Have you ever had an annoying roommate or coworker? Difficult people have habits that just drive you nuts. They throw their socks on the floor, chew too loud, stand too close when they’re talking to you, or just say all the wrong things at the wrong times.
Everyone has had a time when they had to put up with a difficult person. It’s never easy. But what if the difficult person is your own child? You not only have to put up with this annoying human being, but you are expected to love, nurture, and raise him or her.
A friend of mine described this situation perfectly when she exclaimed about her daughter, “She’s frantically seeking my attention, and desperately needs me to be nice to her, but I just can’t be nice to her because she drives me crazy!”
Many children, often the best and brightest, can be difficult to live with. That’s just the nature of being a kid. Annoying habits, irrational behavior, lack of self-control are all symptoms of being not-yet-grown-up. And some children go through phases where they take this to the highest level, creating a home environment that can feel unbearable to the parent.
So what do you do if you are the parent of a difficult person? Here are four pointers to help get you through it:
- Keep things in perspective. Although it feels like this will never end, realize that your child will not be this way forever.

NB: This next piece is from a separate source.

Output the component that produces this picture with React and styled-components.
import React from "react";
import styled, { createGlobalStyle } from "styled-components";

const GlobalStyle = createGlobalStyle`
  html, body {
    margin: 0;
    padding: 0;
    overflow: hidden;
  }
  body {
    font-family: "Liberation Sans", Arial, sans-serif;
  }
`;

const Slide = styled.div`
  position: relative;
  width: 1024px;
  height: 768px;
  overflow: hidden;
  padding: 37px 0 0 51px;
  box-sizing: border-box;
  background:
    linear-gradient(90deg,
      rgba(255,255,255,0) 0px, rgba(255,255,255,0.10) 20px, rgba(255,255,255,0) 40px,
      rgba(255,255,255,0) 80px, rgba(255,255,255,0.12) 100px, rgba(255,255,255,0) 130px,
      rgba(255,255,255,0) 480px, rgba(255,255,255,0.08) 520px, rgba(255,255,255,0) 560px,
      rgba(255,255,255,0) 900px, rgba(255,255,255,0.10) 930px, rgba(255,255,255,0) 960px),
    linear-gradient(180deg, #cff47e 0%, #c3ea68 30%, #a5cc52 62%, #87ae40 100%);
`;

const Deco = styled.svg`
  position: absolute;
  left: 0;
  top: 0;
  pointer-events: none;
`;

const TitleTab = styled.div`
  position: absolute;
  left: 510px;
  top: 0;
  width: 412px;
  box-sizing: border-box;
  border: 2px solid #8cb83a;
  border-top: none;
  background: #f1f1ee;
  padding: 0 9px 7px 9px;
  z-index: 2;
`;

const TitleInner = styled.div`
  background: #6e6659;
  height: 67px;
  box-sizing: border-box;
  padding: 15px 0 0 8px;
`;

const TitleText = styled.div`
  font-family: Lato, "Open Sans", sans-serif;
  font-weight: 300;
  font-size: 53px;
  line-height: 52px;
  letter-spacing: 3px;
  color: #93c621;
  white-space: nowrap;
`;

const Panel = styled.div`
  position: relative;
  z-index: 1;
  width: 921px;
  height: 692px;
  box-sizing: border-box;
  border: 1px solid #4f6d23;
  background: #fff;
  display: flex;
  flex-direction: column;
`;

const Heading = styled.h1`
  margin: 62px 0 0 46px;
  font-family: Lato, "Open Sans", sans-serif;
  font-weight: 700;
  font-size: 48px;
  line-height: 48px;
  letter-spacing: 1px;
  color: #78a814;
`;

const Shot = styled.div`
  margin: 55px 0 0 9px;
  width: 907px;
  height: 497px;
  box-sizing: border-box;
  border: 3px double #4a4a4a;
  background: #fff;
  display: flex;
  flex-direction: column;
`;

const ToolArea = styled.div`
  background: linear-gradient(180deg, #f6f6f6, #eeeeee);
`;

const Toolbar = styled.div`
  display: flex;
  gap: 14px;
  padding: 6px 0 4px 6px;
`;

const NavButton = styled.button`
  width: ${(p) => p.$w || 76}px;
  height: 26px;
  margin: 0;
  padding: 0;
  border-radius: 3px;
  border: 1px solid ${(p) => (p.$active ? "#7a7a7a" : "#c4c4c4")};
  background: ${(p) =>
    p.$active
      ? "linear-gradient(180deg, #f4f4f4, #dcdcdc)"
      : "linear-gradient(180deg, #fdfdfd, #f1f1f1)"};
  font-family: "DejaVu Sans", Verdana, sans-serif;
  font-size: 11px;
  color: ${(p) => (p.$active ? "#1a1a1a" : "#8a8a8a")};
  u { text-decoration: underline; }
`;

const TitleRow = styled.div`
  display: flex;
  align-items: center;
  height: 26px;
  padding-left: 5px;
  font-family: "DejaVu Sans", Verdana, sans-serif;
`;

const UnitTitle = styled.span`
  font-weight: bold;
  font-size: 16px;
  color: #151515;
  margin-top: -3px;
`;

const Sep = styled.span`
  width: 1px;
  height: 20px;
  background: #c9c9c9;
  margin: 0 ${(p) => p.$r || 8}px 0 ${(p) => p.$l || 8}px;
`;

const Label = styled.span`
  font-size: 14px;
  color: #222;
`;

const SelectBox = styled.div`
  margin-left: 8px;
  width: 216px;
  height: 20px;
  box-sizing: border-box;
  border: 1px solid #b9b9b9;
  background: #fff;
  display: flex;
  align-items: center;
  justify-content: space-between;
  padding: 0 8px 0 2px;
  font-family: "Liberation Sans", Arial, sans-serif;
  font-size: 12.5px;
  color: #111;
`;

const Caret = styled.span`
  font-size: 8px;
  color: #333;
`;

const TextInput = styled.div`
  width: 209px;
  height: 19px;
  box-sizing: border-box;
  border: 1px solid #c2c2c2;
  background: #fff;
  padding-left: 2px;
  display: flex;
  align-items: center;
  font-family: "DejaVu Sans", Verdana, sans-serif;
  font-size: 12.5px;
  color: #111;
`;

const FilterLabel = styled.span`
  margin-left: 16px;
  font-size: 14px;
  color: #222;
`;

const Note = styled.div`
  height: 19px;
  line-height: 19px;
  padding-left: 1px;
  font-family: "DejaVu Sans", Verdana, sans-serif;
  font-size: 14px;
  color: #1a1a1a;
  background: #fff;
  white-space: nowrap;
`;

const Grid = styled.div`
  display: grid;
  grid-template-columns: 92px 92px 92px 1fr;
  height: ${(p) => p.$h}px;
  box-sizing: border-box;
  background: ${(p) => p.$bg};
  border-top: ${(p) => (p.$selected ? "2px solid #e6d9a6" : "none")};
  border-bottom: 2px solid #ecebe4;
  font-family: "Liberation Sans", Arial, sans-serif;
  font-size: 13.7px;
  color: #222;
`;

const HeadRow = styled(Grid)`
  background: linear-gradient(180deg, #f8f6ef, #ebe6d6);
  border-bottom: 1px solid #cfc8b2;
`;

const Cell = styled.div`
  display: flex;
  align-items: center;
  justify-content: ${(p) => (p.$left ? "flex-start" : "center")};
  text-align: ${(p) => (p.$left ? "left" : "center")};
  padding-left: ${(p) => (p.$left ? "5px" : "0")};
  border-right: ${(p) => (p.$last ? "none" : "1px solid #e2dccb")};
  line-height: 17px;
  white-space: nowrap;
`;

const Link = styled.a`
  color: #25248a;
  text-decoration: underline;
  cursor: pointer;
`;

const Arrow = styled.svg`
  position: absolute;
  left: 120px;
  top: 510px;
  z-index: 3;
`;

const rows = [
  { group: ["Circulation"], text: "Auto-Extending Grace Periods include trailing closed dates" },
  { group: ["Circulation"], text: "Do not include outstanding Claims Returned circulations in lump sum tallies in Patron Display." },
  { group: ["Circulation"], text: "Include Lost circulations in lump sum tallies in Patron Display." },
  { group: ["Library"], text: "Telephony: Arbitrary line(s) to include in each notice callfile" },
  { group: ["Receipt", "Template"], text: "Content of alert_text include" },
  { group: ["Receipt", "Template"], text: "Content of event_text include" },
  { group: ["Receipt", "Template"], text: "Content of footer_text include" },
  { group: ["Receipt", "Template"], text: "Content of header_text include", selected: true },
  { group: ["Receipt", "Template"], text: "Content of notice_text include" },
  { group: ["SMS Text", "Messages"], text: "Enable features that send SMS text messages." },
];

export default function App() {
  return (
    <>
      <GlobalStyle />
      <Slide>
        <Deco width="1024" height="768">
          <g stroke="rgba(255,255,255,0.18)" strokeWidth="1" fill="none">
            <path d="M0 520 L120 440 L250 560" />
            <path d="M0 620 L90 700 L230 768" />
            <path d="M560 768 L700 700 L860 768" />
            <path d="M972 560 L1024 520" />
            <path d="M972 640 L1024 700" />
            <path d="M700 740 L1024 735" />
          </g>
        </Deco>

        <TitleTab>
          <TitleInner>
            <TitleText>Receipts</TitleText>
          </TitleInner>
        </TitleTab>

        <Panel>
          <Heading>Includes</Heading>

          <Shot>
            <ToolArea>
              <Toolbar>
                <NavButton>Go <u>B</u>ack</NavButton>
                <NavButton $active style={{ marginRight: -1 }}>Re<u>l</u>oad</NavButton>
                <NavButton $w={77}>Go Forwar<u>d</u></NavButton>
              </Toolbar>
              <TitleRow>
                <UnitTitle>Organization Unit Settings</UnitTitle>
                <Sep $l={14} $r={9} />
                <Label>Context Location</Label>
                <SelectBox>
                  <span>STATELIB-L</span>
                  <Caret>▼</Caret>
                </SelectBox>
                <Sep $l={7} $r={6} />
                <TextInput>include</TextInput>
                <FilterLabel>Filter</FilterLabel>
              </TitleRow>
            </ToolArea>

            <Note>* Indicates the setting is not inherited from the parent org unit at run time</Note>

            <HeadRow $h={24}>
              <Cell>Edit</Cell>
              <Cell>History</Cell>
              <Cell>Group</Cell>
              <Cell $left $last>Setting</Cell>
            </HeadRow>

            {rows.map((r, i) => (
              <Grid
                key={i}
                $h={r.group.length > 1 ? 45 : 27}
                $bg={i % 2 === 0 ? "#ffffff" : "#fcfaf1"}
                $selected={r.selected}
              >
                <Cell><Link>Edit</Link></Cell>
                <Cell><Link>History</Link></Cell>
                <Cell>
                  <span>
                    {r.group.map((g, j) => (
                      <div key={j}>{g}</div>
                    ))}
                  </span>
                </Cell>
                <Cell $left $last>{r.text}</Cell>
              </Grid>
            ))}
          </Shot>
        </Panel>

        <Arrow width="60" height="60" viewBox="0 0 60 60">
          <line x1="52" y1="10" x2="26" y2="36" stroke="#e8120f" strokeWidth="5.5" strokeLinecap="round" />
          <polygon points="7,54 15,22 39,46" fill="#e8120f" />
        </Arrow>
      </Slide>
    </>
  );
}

At some point in his or her adult life, s/he will make the changes necessary to get along with others and live a functional life. Your child with not be like this forever.
- Take the time to appreciate the positive. You know your child has some lovable qualities. The daily grind makes it hard to remember what you love about your child. Take the time to make a list of traits you love and appreciate in your child. Write down the victories s/he has each day. Did s/he share something with a sibling? Did s/he work hard on a project? Write down every small accomplishment. The more you notice your child’s positive side, the more s/he will show it to you.

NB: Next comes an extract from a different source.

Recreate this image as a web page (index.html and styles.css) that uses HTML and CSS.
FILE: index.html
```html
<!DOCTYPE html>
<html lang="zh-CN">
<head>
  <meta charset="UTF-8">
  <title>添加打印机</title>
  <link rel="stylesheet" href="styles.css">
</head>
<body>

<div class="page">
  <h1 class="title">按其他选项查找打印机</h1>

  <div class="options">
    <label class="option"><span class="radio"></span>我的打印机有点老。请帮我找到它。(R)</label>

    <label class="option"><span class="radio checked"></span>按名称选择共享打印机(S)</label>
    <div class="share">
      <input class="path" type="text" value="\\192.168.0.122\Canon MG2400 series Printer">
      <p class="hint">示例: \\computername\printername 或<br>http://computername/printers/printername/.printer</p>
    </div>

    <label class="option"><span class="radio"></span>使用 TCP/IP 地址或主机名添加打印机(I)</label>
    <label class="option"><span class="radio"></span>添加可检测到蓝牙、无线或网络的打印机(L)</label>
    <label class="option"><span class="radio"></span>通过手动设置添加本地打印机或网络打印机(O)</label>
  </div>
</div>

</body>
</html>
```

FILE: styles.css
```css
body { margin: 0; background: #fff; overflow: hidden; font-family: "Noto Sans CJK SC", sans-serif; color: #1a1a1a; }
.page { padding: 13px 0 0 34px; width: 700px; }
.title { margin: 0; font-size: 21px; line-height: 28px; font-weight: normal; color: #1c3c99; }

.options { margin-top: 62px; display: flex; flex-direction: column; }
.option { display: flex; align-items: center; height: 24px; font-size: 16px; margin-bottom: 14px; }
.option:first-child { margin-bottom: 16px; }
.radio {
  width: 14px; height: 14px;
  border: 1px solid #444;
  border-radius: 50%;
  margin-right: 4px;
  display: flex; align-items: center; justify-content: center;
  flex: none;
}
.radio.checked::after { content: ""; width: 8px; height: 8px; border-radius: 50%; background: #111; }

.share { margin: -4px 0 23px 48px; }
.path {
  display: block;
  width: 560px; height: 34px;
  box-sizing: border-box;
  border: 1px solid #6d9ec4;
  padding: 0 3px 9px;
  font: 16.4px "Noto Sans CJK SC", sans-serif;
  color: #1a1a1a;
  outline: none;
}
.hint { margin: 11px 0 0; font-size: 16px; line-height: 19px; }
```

- Keep tabs of your emotional temperature. Adults create an unhealthy balance of power when they allow their emotions to be controlled by the child. If you find yourself getting too emotional in a showdown with your difficult child, it’s time to disconnect. Unplug yourself from the situation. You might need to leave the room, or put yourself in time-out, but it’s important that you disconnect. Read a book, take a break with a cup of coffee or listen to some music. Don’t let the difficult child dictate your emotional state.

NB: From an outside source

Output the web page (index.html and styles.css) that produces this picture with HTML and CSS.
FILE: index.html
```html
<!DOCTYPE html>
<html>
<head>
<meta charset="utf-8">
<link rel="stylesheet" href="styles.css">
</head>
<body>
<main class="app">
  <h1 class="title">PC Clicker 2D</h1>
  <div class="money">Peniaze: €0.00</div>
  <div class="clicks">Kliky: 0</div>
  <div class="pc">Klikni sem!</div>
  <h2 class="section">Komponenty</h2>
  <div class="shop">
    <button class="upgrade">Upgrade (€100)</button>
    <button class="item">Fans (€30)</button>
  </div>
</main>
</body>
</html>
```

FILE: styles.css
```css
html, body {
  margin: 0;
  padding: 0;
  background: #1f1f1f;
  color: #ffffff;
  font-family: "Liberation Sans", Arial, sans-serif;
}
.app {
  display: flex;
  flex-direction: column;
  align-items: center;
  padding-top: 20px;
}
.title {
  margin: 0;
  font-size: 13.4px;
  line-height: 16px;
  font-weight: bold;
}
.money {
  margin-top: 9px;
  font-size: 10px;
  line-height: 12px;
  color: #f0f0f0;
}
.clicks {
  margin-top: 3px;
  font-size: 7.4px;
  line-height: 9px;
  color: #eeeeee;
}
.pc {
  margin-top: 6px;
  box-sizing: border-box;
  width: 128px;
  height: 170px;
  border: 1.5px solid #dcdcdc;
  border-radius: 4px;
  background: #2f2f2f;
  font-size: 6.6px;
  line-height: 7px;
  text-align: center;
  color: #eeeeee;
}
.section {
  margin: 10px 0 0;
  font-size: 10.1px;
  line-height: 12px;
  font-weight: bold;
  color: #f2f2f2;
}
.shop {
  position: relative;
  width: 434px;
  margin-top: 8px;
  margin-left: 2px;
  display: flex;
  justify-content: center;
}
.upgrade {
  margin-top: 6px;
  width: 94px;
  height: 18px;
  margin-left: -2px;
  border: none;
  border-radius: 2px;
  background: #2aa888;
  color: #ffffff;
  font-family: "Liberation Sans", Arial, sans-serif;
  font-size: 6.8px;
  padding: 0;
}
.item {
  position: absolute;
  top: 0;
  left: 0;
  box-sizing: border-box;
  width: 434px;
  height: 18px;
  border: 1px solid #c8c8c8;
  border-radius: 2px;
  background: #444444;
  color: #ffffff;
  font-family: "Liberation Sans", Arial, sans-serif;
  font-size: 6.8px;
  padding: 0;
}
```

- Maintain a healthy mental disconnect. That means you are emotionally unplugged from your difficult child at all times. A healthy disconnect allows the parent to provide love, attention, discipline, and even consequences, all without actual emotional involvement. Remember that your difficult child is not you, or even a part of you. Keeping up a healthy disconnect ensures that you will have the stamina to deal with his/her ongoing challenges. A healthy disconnect allows you to enjoy the positive about your child, and not get overwhelmed by the negative.